◆ What you should do ◆
Each line of the listing must be transcribed exactly, except for the images, which should be excluded.
** Start Source excerpt **
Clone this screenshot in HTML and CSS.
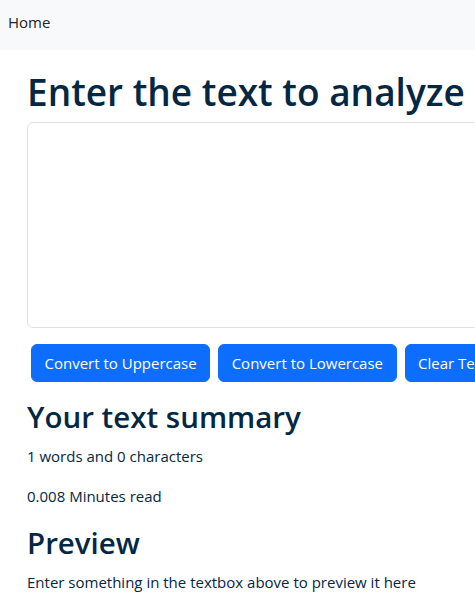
FILE: index.html
```html
<!DOCTYPE html>
<html lang="en">
<head>
<meta charset="utf-8">
<title>TextUtils - Home</title>
<link rel="stylesheet" href="styles.css">
</head>
<body>
<nav class="navbar">
  <a class="nav-link" href="#">Home</a>
</nav>
<main class="container">
  <h1 class="title">Enter the text to analyze</h1>
  <div class="field">
    <textarea class="textbox" rows="8"></textarea>
  </div>
  <div class="actions">
    <button class="btn">Convert to Uppercase</button>
    <button class="btn">Convert to Lowercase</button>
    <button class="btn">Clear Text</button>
    <button class="btn">Copy Text</button>
    <button class="btn">Remove Extra Spaces</button>
  </div>
</main>
<section class="container summary">
  <h2 class="subtitle">Your text summary</h2>
  <p class="line">1 words and 0 characters</p>
  <p class="line">0.008 Minutes read</p>
  <h2 class="subtitle">Preview</h2>
  <p class="line">Enter something in the textbox above to preview it here</p>
</section>
</body>
</html>
```
FILE: styles.css
```css
html, body {
  margin: 0;
  padding: 0;
  overflow: hidden;
  background: #ffffff;
}
body {
  font-family: "Open Sans", "Noto Sans", sans-serif;
  font-size: 15px;
  line-height: 24px;
  color: #042743;
}
.navbar {
  background: #f8f9fa;
  height: 50px;
  box-sizing: border-box;
  display: flex;
  align-items: flex-start;
  padding: 10px 8px 0;
}
.nav-link {
  color: #212529;
  text-decoration: none;
  font-size: 15px;
  line-height: 24px;
}
.container {
  width: 1116px;
  padding-left: 27px;
}
.title {
  font-size: 37px;
  font-weight: 600;
  line-height: 48px;
  margin: 18px 0 6px;
  color: #042743;
}
.field {
  margin-bottom: 16px;
}
.textbox {
  display: block;
  box-sizing: border-box;
  width: 100%;
  height: 206px;
  border: 1px solid #dee2e6;
  border-radius: 6px;
  resize: none;
  margin: 0;
}
.actions {
  display: flex;
  gap: 8px;
  padding-left: 4px;
}
.btn {
  font-family: inherit;
  font-size: 15px;
  line-height: 24px;
  padding: 6px 12.5px;
  border: 1px solid #0d6efd;
  border-radius: 6px;
  background: #0d6efd;
  color: #ffffff;
  white-space: nowrap;
}
.summary {
  margin-top: 16px;
}
.subtitle {
  font-size: 29.5px;
  font-weight: 600;
  line-height: 38px;
  margin: 0 0 8px;
}
.line {
  margin: 0 0 16px;
}
```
** End Source excerpt **
◆ Task output ◆
Clone this screenshot in HTML and CSS.
FILE: index.html
```html
<!DOCTYPE html>
<html lang="en">
<head>
<meta charset="utf-8">
<title>TextUtils - Home</title>
<link rel="stylesheet" href="styles.css">
</head>
<body>
<nav class="navbar">
  <a class="nav-link" href="#">Home</a>
</nav>
<main class="container">
  <h1 class="title">Enter the text to analyze</h1>
  <div class="field">
    <textarea class="textbox" rows="8"></textarea>
  </div>
  <div class="actions">
    <button class="btn">Convert to Uppercase</button>
    <button class="btn">Convert to Lowercase</button>
    <button class="btn">Clear Text</button>
    <button class="btn">Copy Text</button>
    <button class="btn">Remove Extra Spaces</button>
  </div>
</main>
<section class="container summary">
  <h2 class="subtitle">Your text summary</h2>
  <p class="line">1 words and 0 characters</p>
  <p class="line">0.008 Minutes read</p>
  <h2 class="subtitle">Preview</h2>
  <p class="line">Enter something in the textbox above to preview it here</p>
</section>
</body>
</html>
```
FILE: styles.css
```css
html, body {
  margin: 0;
  padding: 0;
  overflow: hidden;
  background: #ffffff;
}
body {
  font-family: "Open Sans", "Noto Sans", sans-serif;
  font-size: 15px;
  line-height: 24px;
  color: #042743;
}
.navbar {
  background: #f8f9fa;
  height: 50px;
  box-sizing: border-box;
  display: flex;
  align-items: flex-start;
  padding: 10px 8px 0;
}
.nav-link {
  color: #212529;
  text-decoration: none;
  font-size: 15px;
  line-height: 24px;
}
.container {
  width: 1116px;
  padding-left: 27px;
}
.title {
  font-size: 37px;
  font-weight: 600;
  line-height: 48px;
  margin: 18px 0 6px;
  color: #042743;
}
.field {
  margin-bottom: 16px;
}
.textbox {
  display: block;
  box-sizing: border-box;
  width: 100%;
  height: 206px;
  border: 1px solid #dee2e6;
  border-radius: 6px;
  resize: none;
  margin: 0;
}
.actions {
  display: flex;
  gap: 8px;
  padding-left: 4px;
}
.btn {
  font-family: inherit;
  font-size: 15px;
  line-height: 24px;
  padding: 6px 12.5px;
  border: 1px solid #0d6efd;
  border-radius: 6px;
  background: #0d6efd;
  color: #ffffff;
  white-space: nowrap;
}
.summary {
  margin-top: 16px;
}
.subtitle {
  font-size: 29.5px;
  font-weight: 600;
  line-height: 38px;
  margin: 0 0 8px;
}
.line {
  margin: 0 0 16px;
}
```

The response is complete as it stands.